Phase 4: Model Development and Evaluation

With a robust dataset in place, the focus shifts to developing and evaluating machine learning models. This phase involves selecting appropriate algorithms, training models, and assessing their performance.

Steps in Model Development:

  1. Algorithm Selection: Choose algorithms that are well-suited to the problem. For computer vision, convolutional neural networks (CNNs) are often preferred.

  2. Model Training: Train the model using the prepared dataset. This involves adjusting parameters to minimize error and improve accuracy.

  3. Hyperparameter Tuning: Optimize hyperparameters to enhance model performance. Techniques like grid search or random search can be employed.

  4. Model Evaluation: Assess the model using metrics such as accuracy, precision, recall, F1-score, and ROC-AUC to ensure it meets the desired performance criteria.

  5. Cross-Validation: Implement cross-validation techniques to ensure the model’s robustness and prevent overfitting.

Iterative Process:

Model development is inherently iterative.
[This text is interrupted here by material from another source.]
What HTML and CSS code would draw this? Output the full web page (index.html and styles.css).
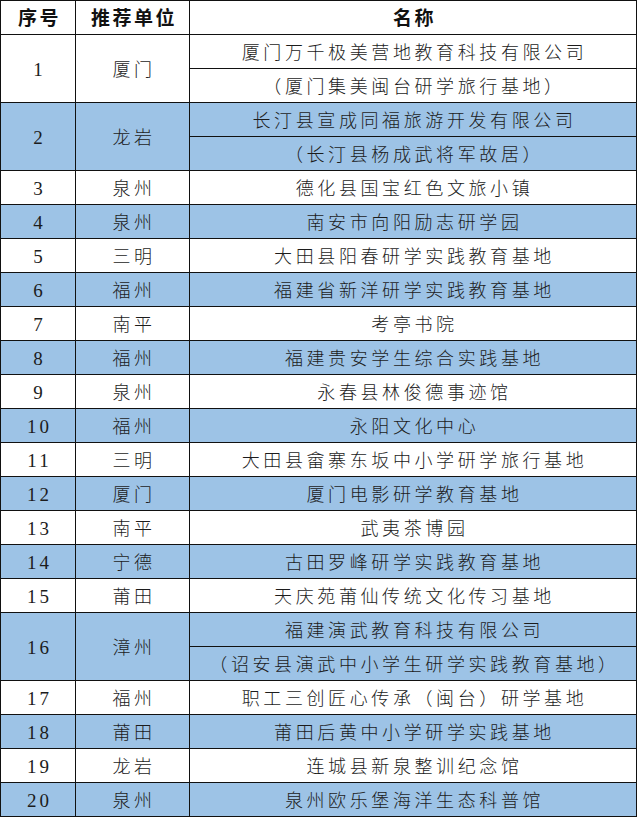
FILE: index.html
```html
<!DOCTYPE html>
<html lang="zh-CN">
<head>
<meta charset="utf-8">
<title>名单</title>
<link rel="stylesheet" href="styles.css">
</head>
<body>
<table class="list">
  <colgroup>
    <col class="c-no">
    <col class="c-unit">
    <col class="c-name">
  </colgroup>
  <thead>
    <tr><th>序号</th><th>推荐单位</th><th>名称</th></tr>
  </thead>
  <tbody>
    <tr><td rowspan="2" class="num">1</td><td rowspan="2">厦门</td><td>厦门万千极美营地教育科技有限公司</td></tr>
    <tr><td>（厦门集美闽台研学旅行基地）</td></tr>
    <tr class="blue"><td rowspan="2" class="num">2</td><td rowspan="2">龙岩</td><td>长汀县宣成同福旅游开发有限公司</td></tr>
    <tr class="blue"><td>（长汀县杨成武将军故居）</td></tr>
    <tr><td class="num">3</td><td>泉州</td><td>德化县国宝红色文旅小镇</td></tr>
    <tr class="blue"><td class="num">4</td><td>泉州</td><td>南安市向阳励志研学园</td></tr>
    <tr><td class="num">5</td><td>三明</td><td>大田县阳春研学实践教育基地</td></tr>
    <tr class="blue"><td class="num">6</td><td>福州</td><td>福建省新洋研学实践教育基地</td></tr>
    <tr><td class="num">7</td><td>南平</td><td>考亭书院</td></tr>
    <tr class="blue"><td class="num">8</td><td>福州</td><td>福建贵安学生综合实践基地</td></tr>
    <tr><td class="num">9</td><td>泉州</td><td>永春县林俊德事迹馆</td></tr>
    <tr class="blue"><td class="num">10</td><td>福州</td><td>永阳文化中心</td></tr>
    <tr><td class="num">11</td><td>三明</td><td>大田县畲寨东坂中小学研学旅行基地</td></tr>
    <tr class="blue"><td class="num">12</td><td>厦门</td><td>厦门电影研学教育基地</td></tr>
    <tr><td class="num">13</td><td>南平</td><td>武夷茶博园</td></tr>
    <tr class="blue"><td class="num">14</td><td>宁德</td><td>古田罗峰研学实践教育基地</td></tr>
    <tr><td class="num">15</td><td>莆田</td><td>天庆苑莆仙传统文化传习基地</td></tr>
    <tr class="blue"><td rowspan="2" class="num">16</td><td rowspan="2">漳州</td><td>福建演武教育科技有限公司</td></tr>
    <tr class="blue"><td>（诏安县演武中小学生研学实践教育基地）</td></tr>
    <tr><td class="num">17</td><td>福州</td><td>职工三创匠心传承（闽台）研学基地</td></tr>
    <tr class="blue"><td class="num">18</td><td>莆田</td><td>莆田后黄中小学研学实践基地</td></tr>
    <tr><td class="num">19</td><td>龙岩</td><td>连城县新泉整训纪念馆</td></tr>
    <tr class="blue"><td class="num">20</td><td>泉州</td><td>泉州欧乐堡海洋生态科普馆</td></tr>
  </tbody>
</table>
</body>
</html>
```
FILE: styles.css
```css
html, body {
  margin: 0;
  padding: 0;
  background: #ffffff;
}

.list {
  border-collapse: collapse;
  table-layout: fixed;
  width: 636px;
  font-family: "Liberation Serif", "Noto Sans CJK SC", serif;
  color: #1c1c1c;
}

.c-no { width: 75px; }
.c-unit { width: 114px; }
.c-name { width: 447px; }

.list tr {
  height: 34px;
}

.list th,
.list td {
  border: 1.5px solid #111;
  padding: 0 0 0 3px;
  line-height: 20px;
  text-align: center;
  vertical-align: middle;
  white-space: nowrap;
  overflow: hidden;
}

.list th {
  font-family: "Noto Sans CJK SC", sans-serif;
  font-weight: 700;
  font-size: 19px;
  letter-spacing: 2.5px;
  color: #111;
  padding-bottom: 1px;
}

.list td {
  font-size: 18px;
  font-weight: 300;
  letter-spacing: 3.6px;
  padding-top: 2px;
}

.list td.num {
  font-size: 19px;
  font-weight: 400;
  letter-spacing: 3px;
}

.list tr.blue td {
  background: #9dc3e6;
}
```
Based on evaluation results, you may need to revisit data preparation or tweak model architectures to achieve optimal performance.
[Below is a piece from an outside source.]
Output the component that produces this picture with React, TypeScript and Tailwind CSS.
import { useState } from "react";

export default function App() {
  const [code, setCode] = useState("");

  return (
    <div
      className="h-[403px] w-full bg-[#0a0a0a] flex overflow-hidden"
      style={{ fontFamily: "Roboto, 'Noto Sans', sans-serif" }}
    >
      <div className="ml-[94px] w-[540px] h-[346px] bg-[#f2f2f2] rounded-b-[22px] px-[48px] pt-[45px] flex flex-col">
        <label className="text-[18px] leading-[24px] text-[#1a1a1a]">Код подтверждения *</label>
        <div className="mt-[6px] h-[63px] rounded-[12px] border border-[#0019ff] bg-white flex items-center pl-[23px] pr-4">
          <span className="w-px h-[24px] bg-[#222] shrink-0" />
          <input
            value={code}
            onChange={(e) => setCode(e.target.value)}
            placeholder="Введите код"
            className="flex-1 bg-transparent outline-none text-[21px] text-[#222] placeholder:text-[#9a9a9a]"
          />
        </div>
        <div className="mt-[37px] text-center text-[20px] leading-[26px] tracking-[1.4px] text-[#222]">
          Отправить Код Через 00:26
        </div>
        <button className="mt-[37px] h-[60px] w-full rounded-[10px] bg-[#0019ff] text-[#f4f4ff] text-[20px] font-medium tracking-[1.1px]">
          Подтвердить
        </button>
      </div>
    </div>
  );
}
Phase 5: Integrating Models into Software Systems

Developing a high-performing model is just one part of the equation. Integrating the model into a cohesive software system that addresses the business use case is equally important.

Key Integration Steps:

  1. Backend Development: Develop the server-side logic that handles data processing, model inference, and business logic.
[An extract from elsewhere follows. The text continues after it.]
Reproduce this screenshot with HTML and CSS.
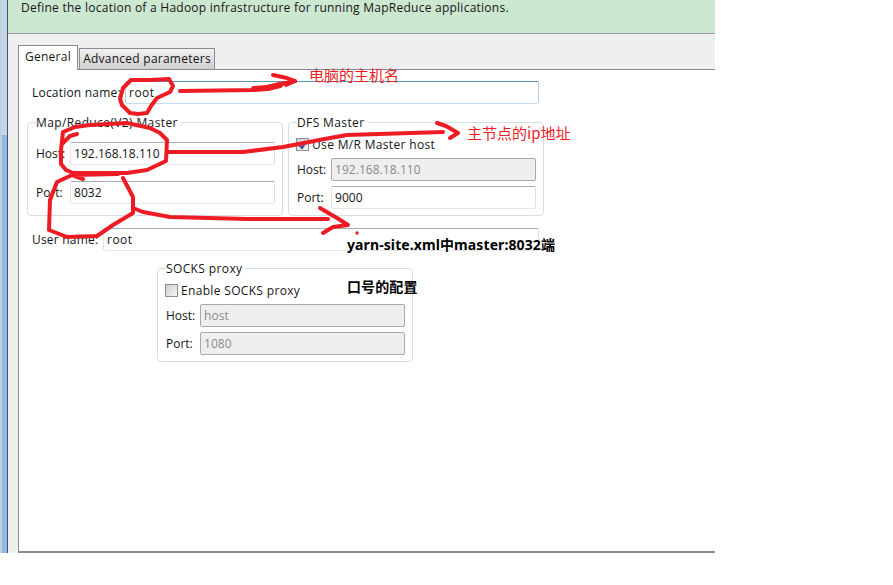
FILE: index.html
```html
<!DOCTYPE html>
<html lang="en">
<head>
<meta charset="utf-8">
<title>Hadoop location</title>
<link rel="stylesheet" href="styles.css">
</head>
<body>
<div class="window">
  <div class="strip"></div>
  <div class="main">
    <div class="banner">Define the location of a Hadoop infrastructure for running MapReduce applications.</div>
    <div class="tab-area">
      <div class="tabs">
        <div class="tab active">General</div>
        <div class="tab">Advanced parameters</div>
      </div>
      <div class="panel">
        <div class="row loc-row">
          <label class="row-label loc-label">Location name:</label>
          <input class="field focus loc-field word" value="root">
        </div>
        <div class="groups">
          <div class="group">
            <div class="legend">Map/Reduce(V2) Master</div>
            <div class="grid mr-grid">
              <label>Host:</label><input class="field" value="192.168.18.110">
              <label>Port:</label><input class="field" value="8032">
            </div>
          </div>
          <div class="group">
            <div class="legend">DFS Master</div>
            <div class="check-row">
              <span class="check">
                <svg class="tick" width="9" height="9" viewBox="0 0 9 9"><path d="M1 4l3 4 4-7" fill="none" stroke="#4a4f98" stroke-width="2.4"/></svg>
              </span>
              <span class="check-text">Use M/R Master host</span>
            </div>
            <div class="grid">
              <label>Host:</label><input class="field off" value="192.168.18.110" disabled>
              <label>Port:</label><input class="field" value="9000">
            </div>
          </div>
        </div>
        <div class="row user-row">
          <label class="row-label user-label">User name:</label>
          <input class="field user-field word" value="root">
        </div>
        <div class="group socks">
          <div class="legend">SOCKS proxy</div>
          <div class="check-row">
            <span class="check"></span>
            <span class="check-text">Enable SOCKS proxy</span>
          </div>
          <div class="grid">
            <label>Host:</label><input class="field off" value="host" disabled>
            <label>Port:</label><input class="field off" value="1080" disabled>
          </div>
        </div>
      </div>
    </div>
  </div>
</div>

<svg class="ink" width="893" height="585" viewBox="0 0 893 585">
  <g fill="none" stroke="#ed1c24" stroke-width="4" stroke-linecap="round" stroke-linejoin="round">
    <path d="M131 80L150 80 169 79 173 86 170 92 157 98 151 106 147 113 138 114 130 113 122 105 120 99 123 88 131 80"/>
    <path d="M180 91L253 90 267 87 295 81"/>
    <path d="M254 89L268 88 280 85" stroke-width="6"/>
    <path d="M273 75L287 78 295 81 286 85"/>
    <path d="M77 134L70 136 63 143M63 132L75 127 90 125 127 123 150 128 160 133 167 140 166 161 147 170 127 173 73 173 66 170 61 164 61 150 63 132"/>
    <path d="M168 152L243 152 283 147 330 138 347 135 443 132"/>
    <path d="M437 123L446 126 458 133 450 138"/>
    <path d="M83 179L72 175 57 182 50 200 49 230 67 237 97 236 113 225 133 213 133 197 123 178M72 175L118 174"/>
    <path d="M133 208L143 212 170 217 247 219 328 219"/>
    <path d="M320 208L337 218 348 225 333 227 323 233"/>
  </g>
  <circle cx="357" cy="233" r="1.7" fill="#ed1c24"/>
</svg>

<div class="note red note-host">电脑的主机名</div>
<div class="note red note-ip">主节点的ip地址</div>
<div class="note bold note-yarn">yarn-site.xml中master:8032端</div>
<div class="note bold note-port">口号的配置</div>
</body>
</html>
```
FILE: styles.css
```css
* { box-sizing: border-box; }
html, body { margin: 0; padding: 0; height: 100%; overflow: hidden; background: #fff; }
body {
  position: relative;
  font-family: "Open Sans", "Noto Sans", sans-serif;
  font-size: 12px;
  color: #151515;
}
.window { display: flex; width: 715px; height: 553px; }
.strip {
  width: 8px;
  border-left: 2px solid #c5cedb;
  border-right: 1px solid #44546a;
  background: linear-gradient(#c4d6ea 0, #c4d6ea 135px, #90bce4 135px, #90bce4 100%);
}
.main { flex: 1; display: flex; flex-direction: column; min-width: 0; }
.banner {
  height: 34px;
  background: #cde8d0;
  border-bottom: 1px solid #a0a0a0;
  padding-left: 13px;
  line-height: 15px;
  letter-spacing: .25px;
  white-space: nowrap;
}
.tab-area {
  flex: 1;
  display: flex;
  flex-direction: column;
  background: #efefef;
  padding-left: 10px;
  min-height: 0;
}
.tabs { display: flex; align-items: flex-end; height: 35px; }
.tab {
  position: relative;
  height: 21px;
  width: 136px;
  margin-left: 1px;
  border: 1px solid #8a8a95;
  border-bottom: none;
  background: linear-gradient(#f2f2f2, #cfcfcf);
  text-align: center;
  line-height: 20px;
  letter-spacing: .25px;
  white-space: nowrap;
}
.tab.active {
  z-index: 1;
  width: 60px;
  height: 25px;
  margin: 0 0 -1px;
  background: #fff;
  line-height: 22px;
}
.panel {
  flex: 1;
  background: #fff;
  border: solid #8a8a95;
  border-width: 1px 0 2px 1px;
  padding: 11px 0 0 8px;
}
.row { display: flex; align-items: center; margin-left: 5px; width: 507px; }
.row-label { white-space: nowrap; letter-spacing: .2px; }
.loc-label { width: 93px; }
.user-label { width: 71px; }
.loc-field, .user-field { flex: 1; min-width: 0; }
.field {
  height: 23px;
  width: 205px;
  padding: 0 3px;
  border: 1px solid;
  border-color: #abadb3 #dbdfe6 #e3e9ef #e2e3ea;
  border-radius: 2px;
  background: #fff;
  color: #151515;
  font: inherit;
  letter-spacing: .05px;
  outline: none;
}
.field.word { letter-spacing: .5px; }
.field.focus { border-color: #5c93bc #b5cfe7 #c5daed #b5cfe7; }
.field.off { background: #efefef; color: #8a8a8a; border-color: #a9a9a9; }
.groups { display: flex; gap: 5px; margin-top: 18px; }
.group {
  width: 256px;
  border: 1px solid #d5dfe5;
  border-radius: 4px;
  padding: 0 7px 6px 8px;
}
.legend {
  display: table;
  margin: -8px 0 0 0;
  padding: 0 3px 0 0;
  height: 17px;
  line-height: 16px;
  letter-spacing: .38px;
  background: #fff;
  white-space: nowrap;
}
.grid {
  display: grid;
  grid-template-columns: 34px 205px;
  row-gap: 5px;
  align-items: center;
  margin-top: 7px;
}
.mr-grid { row-gap: 16px; margin-top: 10px; padding-bottom: 0; }
.check-row { display: flex; align-items: center; gap: 3px; height: 13px; margin: 6px 0 0 -1px; }
.check-text { letter-spacing: .33px; }
.check {
  display: flex;
  align-items: center;
  justify-content: center;
  width: 13px;
  height: 13px;
  flex: none;
  border: 1px solid #8e8f8f;
  background: linear-gradient(135deg, #d0d0d0, #f4f4f4);
}
.user-row { margin-top: 12px; }
.socks { margin: 17px 0 0 130px; }
.ink { position: absolute; left: 0; top: 0; pointer-events: none; }
.note { position: absolute; white-space: nowrap; font-family: "Noto Sans", "Noto Sans CJK SC", sans-serif; }
.red { color: #ee1c25; font-size: 15px; line-height: 20px; font-family: "Noto Sans CJK SC", sans-serif; }
.bold { color: #000; font-size: 14px; font-weight: 700; line-height: 18px; letter-spacing: .1px; }
.note-host { left: 309px; top: 65px; }
.note-ip { left: 467px; top: 123px; }
.note-yarn { left: 347px; top: 236px; }
.note-port { left: 347px; top: 278px; }
```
  2. Frontend Development: Create user interfaces that allow end-users to interact with the AI system. This could be dashboards, mobile apps, or web applications.

  3. API Development: Build APIs to facilitate communication between different components of the system, enabling seamless data flow and functionality.

  4. Database Management: Implement databases to store and retrieve data efficiently. Choose between SQL or NoSQL databases based on the project’s needs.

  5. Middleware Integration: Ensure that all components work harmoniously by integrating middleware that manages data exchange and system operations.

Importance of System Integration:

Effective integration ensures that the AI model operates smoothly within the larger system, providing real-time insights and actionable outcomes that align with business objectives.

Phase 6: Deployment and Scaling

Deploying the AI system into a production environment is a critical milestone. However, deployment is not the end; ensuring that the system can scale to handle increased demand is equally important.

Deployment Strategies:

  1. Cloud Deployment: Utilize cloud platforms like AWS, Google Cloud, or Azure for flexible and scalable infrastructure. Cloud deployment facilitates easy scaling and resource management.

  2. On-Premises Deployment: For organizations with specific security or compliance requirements, deploying on local servers may be preferable.

  3. Edge Deployment: Deploying models on edge devices can reduce latency and improve performance for real-time applications.

Scaling Considerations:

  1. Load Balancing: Distribute workloads across multiple servers to ensure system reliability and performance under high demand.

  2. Auto-Scaling: Implement auto-scaling features to dynamically adjust resources based on traffic and usage patterns.

  3. Containerization: Use containerization tools like Docker and orchestration platforms like Kubernetes to manage deployments efficiently.

  4. Monitoring Infrastructure: Set up monitoring tools to track system performance, resource utilization, and potential bottlenecks.

Best Practices:

  • Automate Deployment: Utilize Continuous Integration/Continuous Deployment (CI/CD) pipelines to streamline deployment processes and reduce errors.

  • Ensure Security: Implement robust security measures to protect data and system integrity during and after deployment.

  • Plan for Redundancy: Design systems with redundancy to prevent downtime and ensure high availability.

Phase 7: Monitoring and Iterative Improvement

Post-deployment, continuous monitoring and iterative improvements are essential to maintain and enhance the system’s performance.

Monitoring Techniques:

  1. Performance Monitoring: Track key performance indicators (KPIs) such as response times, error rates, and throughput to ensure the system operates optimally.

  2. Model Drift Detection: Monitor for changes in model performance over time, which may indicate data drift or changes in underlying patterns.

  3. User Feedback: Collect and analyze user feedback to identify areas for improvement and address usability issues.

Iterative Improvement Steps:

  1. Data Flywheel: Continuously collect new data to expand and refine the dataset, enhancing the model’s accuracy and generalization capabilities.

  2. Model Retraining: Regularly retrain models with updated data to adapt to changing patterns and maintain performance.

  3. System Optimization: Optimize system components based on monitoring insights, such as improving data pipelines or enhancing backend logic.

  4. Feature Enhancements: Introduce new features or functionalities based on user needs and emerging business requirements.

Importance of Iteration:

AI systems operate in dynamic environments. Regular updates and improvements ensure that the system remains relevant, accurate, and aligned with business goals.

Conclusion

Building a scalable AI system is a multifaceted endeavor that extends far beyond model development. It encompasses strategic planning, meticulous data management, robust system integration, and continuous monitoring and improvement. By following a structured approach and focusing on both the technical and business aspects, organizations can develop AI solutions that not only perform well but also deliver tangible value.

Investing time and resources in the foundational phases—defining business use cases, planning architectures, and preparing data—sets the stage for successful deployments and scalable systems. Moreover, embracing an iterative mindset ensures that AI systems evolve in tandem with business needs and technological advancements.